I loaded weights to ModelA as given in Tutorials

checkpoint = torch.load('./result/Mobilenet/grad_best.pth.tar')
Dict = checkpoint['state_dict']
Model.load_state_dict(Dict)

I’m copying weights from Model A to Model B
batchnorm weights

Net.model[i][1].weight.data.copy_(Model.model[i][1].weight.data)
Net.model[i][1].bias.data.copy_(Model.model[i][1].bias.data)

Question

  1. Does state_dict() save running statistics? If not how to save running batchnorm weights?

  2. When I’m copying batchnorm weights layer wise using copy_ does it copy running batchnorm weights also. If not how to copy runninng batchnorm weights to Model B?


(Ryan Cv) #6

Hi ptrblck, for the mask layer, self.weight has shape of (1,1,1,1). For my application, I want the mask be (Batch, Channel, Height, Width)=(32, 1, 28, 28), but the values of mask (actually the shape of mask is 1x28x28) in each batch (all 32 batches) are identical.
question1: I want to update the mask values at each iteration using back propagation just like the mini-batch SGD to update the parameters. I tried to using torch.cat() to get 32 identical copies of mask, but it seems too silly way. Could you tell me how to implement it?

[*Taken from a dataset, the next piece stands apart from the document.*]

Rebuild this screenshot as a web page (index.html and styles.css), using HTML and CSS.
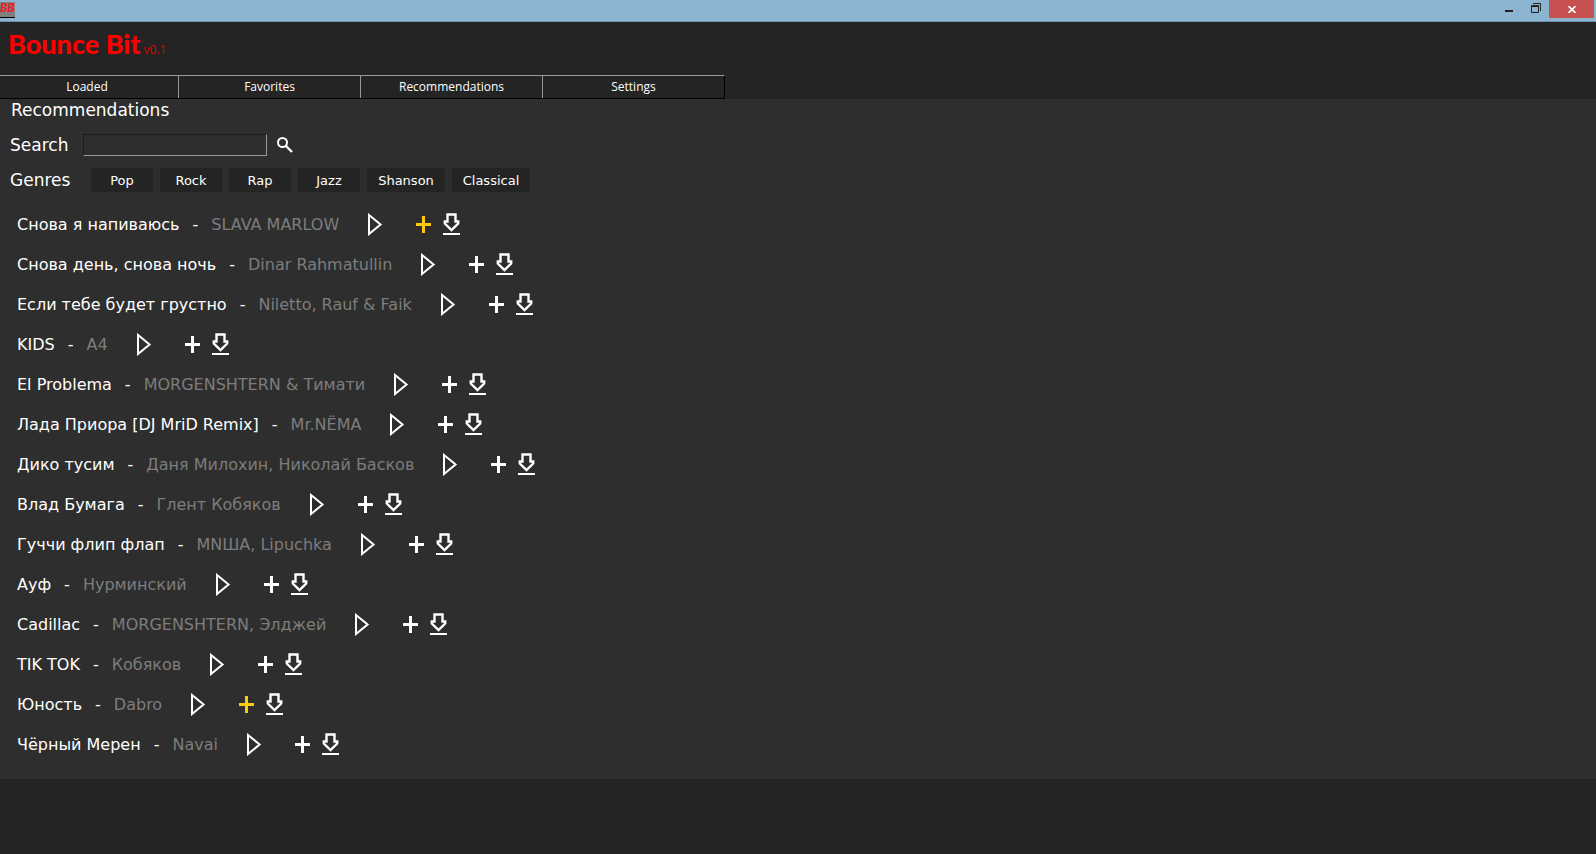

question2: how can it guarantee that only the mask is updated during the back propagation?
Thanks.


#7

I think you can just add a batch dimension of 1 into your mask and let broadcasting do the magic. :wink:
If you don’t want the gradient to be backpropagated to the input, you might need to detach it with mask * x.detach().


(Ryan Cv) #8

for broadcasting, I didn’t find any function in torch to this, could you tell me which function do you mean for broadcasting?